■ Task to complete ■
Please set down all the lines beneath this one exactly, without the pictures.

■ Recorded data ■
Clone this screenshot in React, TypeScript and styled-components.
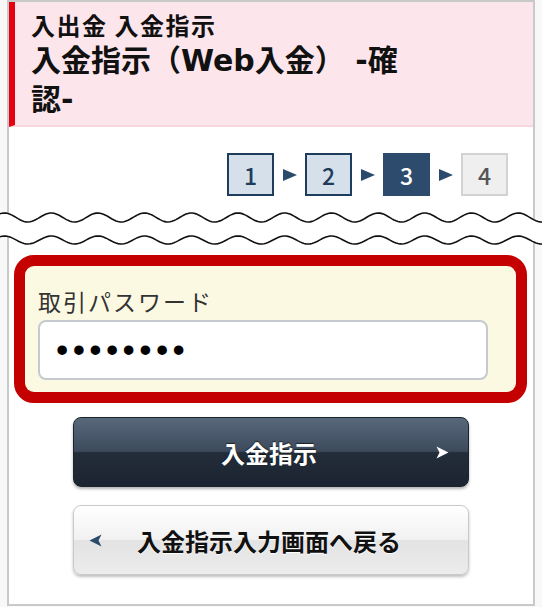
import React from 'react';
import styled, { createGlobalStyle } from 'styled-components';

const GlobalStyle = createGlobalStyle`
  html, body {
    margin: 0;
    padding: 0;
    background: #f8f8f8;
  }
  body {
    font-family: "Noto Sans CJK JP", "Noto Sans", sans-serif;
  }
`;

const Page = styled.div`
  width: 542px;
  height: 607px;
  overflow: hidden;
`;

const Frame = styled.div`
  box-sizing: border-box;
  margin-left: 7px;
  width: 528px;
  height: 606px;
  border: 2px solid #c9c9c9;
  background: #fff;
  display: flex;
  flex-direction: column;
`;

const Header = styled.header`
  background: #fde6eb;
  border-left: 6px solid #e50012;
  border-bottom: 2px solid #f8d6dd;
  padding: 8px 20px 6px 16px;
  color: #111;
`;

const Breadcrumb = styled.div`
  font-size: 24px;
  line-height: 30px;
  font-weight: 700;
  letter-spacing: 1.5px;
`;

const Title = styled.h1`
  margin: 1px 0 0;
  font-family: "DejaVu Sans", "Noto Sans CJK JP", sans-serif;
  font-size: 30px;
  line-height: 39px;
  font-weight: 700;
`;

const Steps = styled.div`
  margin: 26px 25px 0 0;
  display: flex;
  justify-content: flex-end;
  align-items: center;
  gap: 8px;
`;

type StepState = 'done' | 'current' | 'todo';

const stepColors: Record<StepState, { bg: string; border: string; text: string }> = {
  done: { bg: '#d6e0ea', border: '#1e3d5c', text: '#1e3d5c' },
  current: { bg: '#2d4b6d', border: '#2d4b6d', text: '#fff' },
  todo: { bg: '#efefef', border: '#d2d2d2', text: '#555' },
};

const StepBox = styled.div<{ $state: StepState }>`
  box-sizing: border-box;
  width: 47px;
  height: 43px;
  display: flex;
  align-items: center;
  justify-content: center;
  background: ${({ $state }) => stepColors[$state].bg};
  border: 2px solid ${({ $state }) => stepColors[$state].border};
  color: ${({ $state }) => stepColors[$state].text};
  font-size: 23px;
  font-weight: 500;
`;

const StepArrow = styled.svg`
  display: block;
  width: 15px;
  height: 12px;
`;

const Cut = styled.svg`
  display: block;
  width: calc(100% + 18px);
  height: 45px;
  margin: 9px -9px 0;
`;

const PasswordPanel = styled.section`
  margin: 5px 6px 0 5px;
  border: 11px solid #c40000;
  border-radius: 20px;
  background: #c40000;
`;

const PanelInner = styled.div`
  background: #fcf9e3;
  border-radius: 9px;
  padding: 21px 27px 12px 13px;
`;

const FieldLabel = styled.label`
  display: block;
  font-size: 23px;
  line-height: 28px;
  letter-spacing: 2px;
  color: #333;
  margin-bottom: 5px;
`;

const PasswordInput = styled.input`
  box-sizing: border-box;
  display: block;
  width: 450px;
  height: 60px;
  border: 2px solid #c6c9cf;
  border-radius: 8px;
  background: #fff;
  padding: 0 16px;
  font-family: "Liberation Sans", sans-serif;
  font-size: 35px;
  letter-spacing: 4.4px;
  color: #000;
  outline: none;
`;

const Actions = styled.div`
  margin-top: 14px;
  display: flex;
  flex-direction: column;
  align-items: center;
  gap: 18px;
`;

const ActionButton = styled.button<{ $variant: 'primary' | 'back' }>`
  box-sizing: border-box;
  width: 396px;
  height: 70px;
  padding: 0 19px 0 15px;
  display: grid;
  grid-template-columns: 1fr auto 1fr;
  align-items: center;
  border-radius: 8px;
  font-family: "Noto Sans CJK JP", sans-serif;
  font-size: 24px;
  font-weight: 700;
  cursor: pointer;
  ${({ $variant }) =>
    $variant === 'primary'
      ? `
    border: 1px solid #1b232d;
    background: linear-gradient(to bottom, #58687b 0%, #3c4a5c 49%, #232d39 51%, #1b2430 100%);
    color: #fff;
    text-shadow: 0 -1px 1px rgba(0, 0, 0, 0.6);
    box-shadow: 0 2px 3px rgba(0, 0, 0, 0.3);
  `
      : `
    border: 1px solid #c9c9c9;
    background: linear-gradient(to bottom, #ffffff 0%, #f1f1f1 49%, #e3e3e3 51%, #ececec 100%);
    color: #111;
    text-shadow: 0 1px 1px #fff;
    box-shadow: 0 2px 3px rgba(0, 0, 0, 0.25);
  `}
`;

const ButtonLabel = styled.span`
  grid-column: 2;
`;

const Chevron = styled.svg<{ $side: 'left' | 'right' }>`
  display: block;
  width: 13px;
  height: 13px;
  grid-column: ${({ $side }) => ($side === 'left' ? 1 : 3)};
  grid-row: 1;
  justify-self: ${({ $side }) => ($side === 'left' ? 'start' : 'end')};
`;

// wavy "cut" across the page
const WAVE_PERIOD = 46.7;
const wavePoints = (cy: number, amp: number) => {
  const pts: string[] = [];
  for (let x = 0; x <= 542; x += 2) {
    const y = cy - amp * Math.cos((2 * Math.PI * (x - 4.5)) / WAVE_PERIOD);
    pts.push(`${x},${y.toFixed(2)}`);
  }
  return pts;
};
const topWave = wavePoints(12.5, 4.5);
const bottomWave = wavePoints(35, 4);

const steps: { n: number; state: StepState }[] = [
  { n: 1, state: 'done' },
  { n: 2, state: 'done' },
  { n: 3, state: 'current' },
  { n: 4, state: 'todo' },
];

const App: React.FC = () => {
  return (
    <Page>
      <GlobalStyle />
      <Frame>
        <Header>
          <Breadcrumb>入出金 入金指示</Breadcrumb>
          <Title>
            入金指示（Web入金） -確
            <br />
            認-
          </Title>
        </Header>

        <Steps>
          {steps.map((s, i) => (
            <React.Fragment key={s.n}>
              {i > 0 && (
                <StepArrow viewBox="0 0 15 12">
                  <polygon points="1,0 15,6 1,12" fill="#2b4a6c" />
                </StepArrow>
              )}
              <StepBox $state={s.state}>{s.n}</StepBox>
            </React.Fragment>
          ))}
        </Steps>

        <Cut viewBox="0 0 542 45" preserveAspectRatio="none">
          <polygon points={[...topWave, ...bottomWave.slice().reverse()].join(' ')} fill="#fff" />
          <polyline points={topWave.join(' ')} fill="none" stroke="#111" strokeWidth="1.6" />
          <polyline points={bottomWave.join(' ')} fill="none" stroke="#111" strokeWidth="1.6" />
        </Cut>

        <PasswordPanel>
          <PanelInner>
            <FieldLabel htmlFor="trade-pw">取引パスワード</FieldLabel>
            <PasswordInput id="trade-pw" type="password" defaultValue="12345678" readOnly />
          </PanelInner>
        </PasswordPanel>

        <Actions>
          <ActionButton $variant="primary">
            <ButtonLabel>入金指示</ButtonLabel>
            <Chevron $side="right" viewBox="0 0 13 13">
              <path d="M0.5 0.5 L12.5 6.5 L0.5 12.5 L3.5 6.5 Z" fill="#fff" />
            </Chevron>
          </ActionButton>
          <ActionButton $variant="back">
            <Chevron $side="left" viewBox="0 0 13 13">
              <path d="M12.5 0.5 L0.5 6.5 L12.5 12.5 L9.5 6.5 Z" fill="#2b4a6c" />
            </Chevron>
            <ButtonLabel>入金指示入力画面へ戻る</ButtonLabel>
          </ActionButton>
        </Actions>
      </Frame>
    </Page>
  );
};

export default App;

■ Written reply ■
Clone this screenshot in React, TypeScript and styled-components.
import React from 'react';
import styled, { createGlobalStyle } from 'styled-components';

const GlobalStyle = createGlobalStyle`
  html, body {
    margin: 0;
    padding: 0;
    background: #f8f8f8;
  }
  body {
    font-family: "Noto Sans CJK JP", "Noto Sans", sans-serif;
  }
`;

const Page = styled.div`
  width: 542px;
  height: 607px;
  overflow: hidden;
`;

const Frame = styled.div`
  box-sizing: border-box;
  margin-left: 7px;
  width: 528px;
  height: 606px;
  border: 2px solid #c9c9c9;
  background: #fff;
  display: flex;
  flex-direction: column;
`;

const Header = styled.header`
  background: #fde6eb;
  border-left: 6px solid #e50012;
  border-bottom: 2px solid #f8d6dd;
  padding: 8px 20px 6px 16px;
  color: #111;
`;

const Breadcrumb = styled.div`
  font-size: 24px;
  line-height: 30px;
  font-weight: 700;
  letter-spacing: 1.5px;
`;

const Title = styled.h1`
  margin: 1px 0 0;
  font-family: "DejaVu Sans", "Noto Sans CJK JP", sans-serif;
  font-size: 30px;
  line-height: 39px;
  font-weight: 700;
`;

const Steps = styled.div`
  margin: 26px 25px 0 0;
  display: flex;
  justify-content: flex-end;
  align-items: center;
  gap: 8px;
`;

type StepState = 'done' | 'current' | 'todo';

const stepColors: Record<StepState, { bg: string; border: string; text: string }> = {
  done: { bg: '#d6e0ea', border: '#1e3d5c', text: '#1e3d5c' },
  current: { bg: '#2d4b6d', border: '#2d4b6d', text: '#fff' },
  todo: { bg: '#efefef', border: '#d2d2d2', text: '#555' },
};

const StepBox = styled.div<{ $state: StepState }>`
  box-sizing: border-box;
  width: 47px;
  height: 43px;
  display: flex;
  align-items: center;
  justify-content: center;
  background: ${({ $state }) => stepColors[$state].bg};
  border: 2px solid ${({ $state }) => stepColors[$state].border};
  color: ${({ $state }) => stepColors[$state].text};
  font-size: 23px;
  font-weight: 500;
`;

const StepArrow = styled.svg`
  display: block;
  width: 15px;
  height: 12px;
`;

const Cut = styled.svg`
  display: block;
  width: calc(100% + 18px);
  height: 45px;
  margin: 9px -9px 0;
`;

const PasswordPanel = styled.section`
  margin: 5px 6px 0 5px;
  border: 11px solid #c40000;
  border-radius: 20px;
  background: #c40000;
`;

const PanelInner = styled.div`
  background: #fcf9e3;
  border-radius: 9px;
  padding: 21px 27px 12px 13px;
`;

const FieldLabel = styled.label`
  display: block;
  font-size: 23px;
  line-height: 28px;
  letter-spacing: 2px;
  color: #333;
  margin-bottom: 5px;
`;

const PasswordInput = styled.input`
  box-sizing: border-box;
  display: block;
  width: 450px;
  height: 60px;
  border: 2px solid #c6c9cf;
  border-radius: 8px;
  background: #fff;
  padding: 0 16px;
  font-family: "Liberation Sans", sans-serif;
  font-size: 35px;
  letter-spacing: 4.4px;
  color: #000;
  outline: none;
`;

const Actions = styled.div`
  margin-top: 14px;
  display: flex;
  flex-direction: column;
  align-items: center;
  gap: 18px;
`;

const ActionButton = styled.button<{ $variant: 'primary' | 'back' }>`
  box-sizing: border-box;
  width: 396px;
  height: 70px;
  padding: 0 19px 0 15px;
  display: grid;
  grid-template-columns: 1fr auto 1fr;
  align-items: center;
  border-radius: 8px;
  font-family: "Noto Sans CJK JP", sans-serif;
  font-size: 24px;
  font-weight: 700;
  cursor: pointer;
  ${({ $variant }) =>
    $variant === 'primary'
      ? `
    border: 1px solid #1b232d;
    background: linear-gradient(to bottom, #58687b 0%, #3c4a5c 49%, #232d39 51%, #1b2430 100%);
    color: #fff;
    text-shadow: 0 -1px 1px rgba(0, 0, 0, 0.6);
    box-shadow: 0 2px 3px rgba(0, 0, 0, 0.3);
  `
      : `
    border: 1px solid #c9c9c9;
    background: linear-gradient(to bottom, #ffffff 0%, #f1f1f1 49%, #e3e3e3 51%, #ececec 100%);
    color: #111;
    text-shadow: 0 1px 1px #fff;
    box-shadow: 0 2px 3px rgba(0, 0, 0, 0.25);
  `}
`;

const ButtonLabel = styled.span`
  grid-column: 2;
`;

const Chevron = styled.svg<{ $side: 'left' | 'right' }>`
  display: block;
  width: 13px;
  height: 13px;
  grid-column: ${({ $side }) => ($side === 'left' ? 1 : 3)};
  grid-row: 1;
  justify-self: ${({ $side }) => ($side === 'left' ? 'start' : 'end')};
`;

// wavy "cut" across the page
const WAVE_PERIOD = 46.7;
const wavePoints = (cy: number, amp: number) => {
  const pts: string[] = [];
  for (let x = 0; x <= 542; x += 2) {
    const y = cy - amp * Math.cos((2 * Math.PI * (x - 4.5)) / WAVE_PERIOD);
    pts.push(`${x},${y.toFixed(2)}`);
  }
  return pts;
};
const topWave = wavePoints(12.5, 4.5);
const bottomWave = wavePoints(35, 4);

const steps: { n: number; state: StepState }[] = [
  { n: 1, state: 'done' },
  { n: 2, state: 'done' },
  { n: 3, state: 'current' },
  { n: 4, state: 'todo' },
];

const App: React.FC = () => {
  return (
    <Page>
      <GlobalStyle />
      <Frame>
        <Header>
          <Breadcrumb>入出金 入金指示</Breadcrumb>
          <Title>
            入金指示（Web入金） -確
            <br />
            認-
          </Title>
        </Header>

        <Steps>
          {steps.map((s, i) => (
            <React.Fragment key={s.n}>
              {i > 0 && (
                <StepArrow viewBox="0 0 15 12">
                  <polygon points="1,0 15,6 1,12" fill="#2b4a6c" />
                </StepArrow>
              )}
              <StepBox $state={s.state}>{s.n}</StepBox>
            </React.Fragment>
          ))}
        </Steps>

        <Cut viewBox="0 0 542 45" preserveAspectRatio="none">
          <polygon points={[...topWave, ...bottomWave.slice().reverse()].join(' ')} fill="#fff" />
          <polyline points={topWave.join(' ')} fill="none" stroke="#111" strokeWidth="1.6" />
          <polyline points={bottomWave.join(' ')} fill="none" stroke="#111" strokeWidth="1.6" />
        </Cut>

        <PasswordPanel>
          <PanelInner>
            <FieldLabel htmlFor="trade-pw">取引パスワード</FieldLabel>
            <PasswordInput id="trade-pw" type="password" defaultValue="12345678" readOnly />
          </PanelInner>
        </PasswordPanel>

        <Actions>
          <ActionButton $variant="primary">
            <ButtonLabel>入金指示</ButtonLabel>
            <Chevron $side="right" viewBox="0 0 13 13">
              <path d="M0.5 0.5 L12.5 6.5 L0.5 12.5 L3.5 6.5 Z" fill="#fff" />
            </Chevron>
          </ActionButton>
          <ActionButton $variant="back">
            <Chevron $side="left" viewBox="0 0 13 13">
              <path d="M12.5 0.5 L0.5 6.5 L12.5 12.5 L9.5 6.5 Z" fill="#2b4a6c" />
            </Chevron>
            <ButtonLabel>入金指示入力画面へ戻る</ButtonLabel>
          </ActionButton>
        </Actions>
      </Frame>
    </Page>
  );
};

export default App;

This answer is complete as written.